A poll undertaken by YouthSight shows a surge in support for The Green Party amongst students.
The Green Party are now the second choice party for students, moving ahead of the Conservatives for the first time. Labour remain the first choice party, but support is slipping as the General Election approaches, a trend seen amongst the wider population. Support for the Liberal Democrats continues to fall, having dropped a dramatic 45% since the last election, putting them in 5th place – 1% behind UKIP and only just ahead of the SNP.
This is the first time since the polling began ten years ago that any party apart from the Conservatives, Liberal Democrats or Labour have been in a top three position. The below chart shows the shifting voting intentions since July 2013 and the current state of the polls in December 2014:
The last 18 months have seen the Green Party gain 14 percentage points and move from 4th to 2nd place amongst students. This means a quarter of students who are likely to vote would cast their ballot for the Green Party if there were an election tomorrow.
This is partly due to a significant drop in support for the Liberal Democrats, which has plummeted from a 50% high at the time of the last general election, to the 5% low recorded in this latest poll. In 2010, the Lib Dems were the ‘student’s party’ but their entry into the Coalition and perceived reneging on their top-up fees pledge has caused them serious electoral damage.
However, Lib Dem losses do not tell the whole story. It is no secret that the UK electorate are becoming increasingly disillusioned with the current political parties and system. In the last year, this has manifested itself in a surge in support for UKIP and the stronger than expected backing of Scottish Independence. However, unlike among the general population, UKIP has not been a beneficiary of this disenchantment among students, having seen only a minimal growth in support from this group. It therefore appears that supporting The Green Party is the way that students may express their disillusion with mainstream political parties.
Whilst student voting patterns are not traditionally reflective of the wider population, recent research by the Higher Education Policy Institute (HEPI) highlighted that the student vote could swing the results in up to ten constituencies. But Labour will be counting on students supporting them in a number of student-heavy seats that they hope to gain from incumbent Conservatives or Liberal Democrats. If a similar level of support for The Green Party expressed in today’s poll was replicated at the ballot box, Labour would likely find it incredibly difficult to win seats from the Conservatives and Liberal Democrats on the back of student support.
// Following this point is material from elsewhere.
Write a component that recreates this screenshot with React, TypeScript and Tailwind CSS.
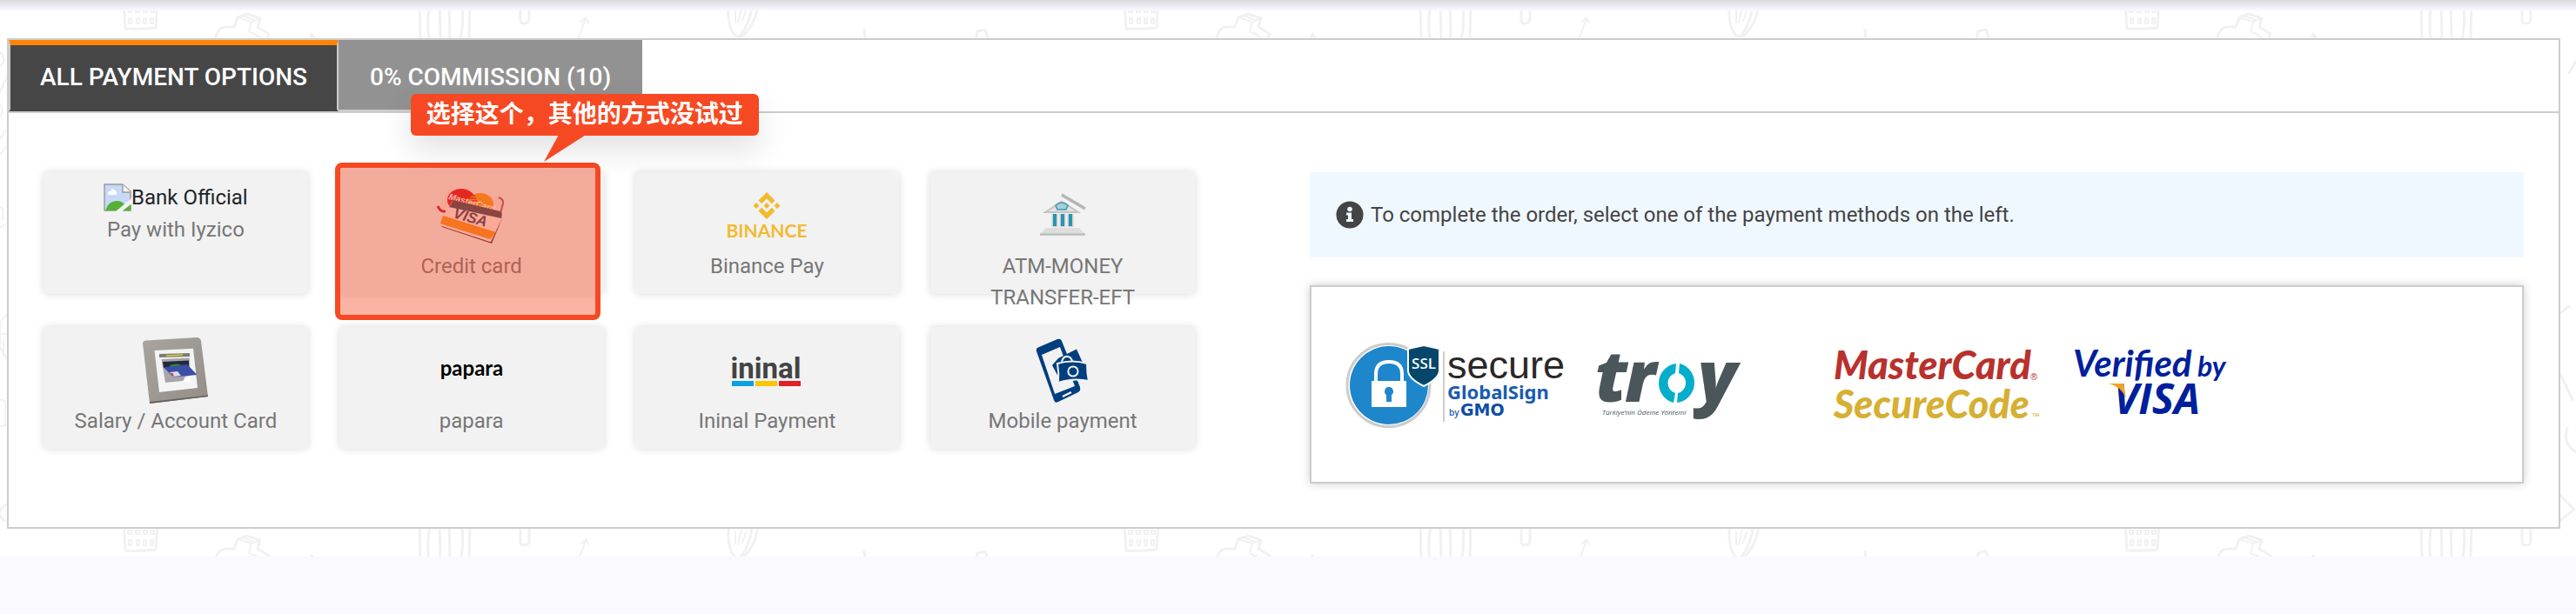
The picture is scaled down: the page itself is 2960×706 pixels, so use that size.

There is widespread speculation that Labour will announce a policy of lower tuition fees ahead of the General Election as a ‘retail offer’ for students, parents and others that could benefit. With what is shaping up to be an incredibly close race, the final results in those ten constituencies in which students could make an impact, could easily make a difference to the ultimate outcome of the General Election. As Labour’s support slips, and with another party surging, the party may feel it needs to shore up its support in the student population, potentially making the lower tuition fee policy ever-more attractive.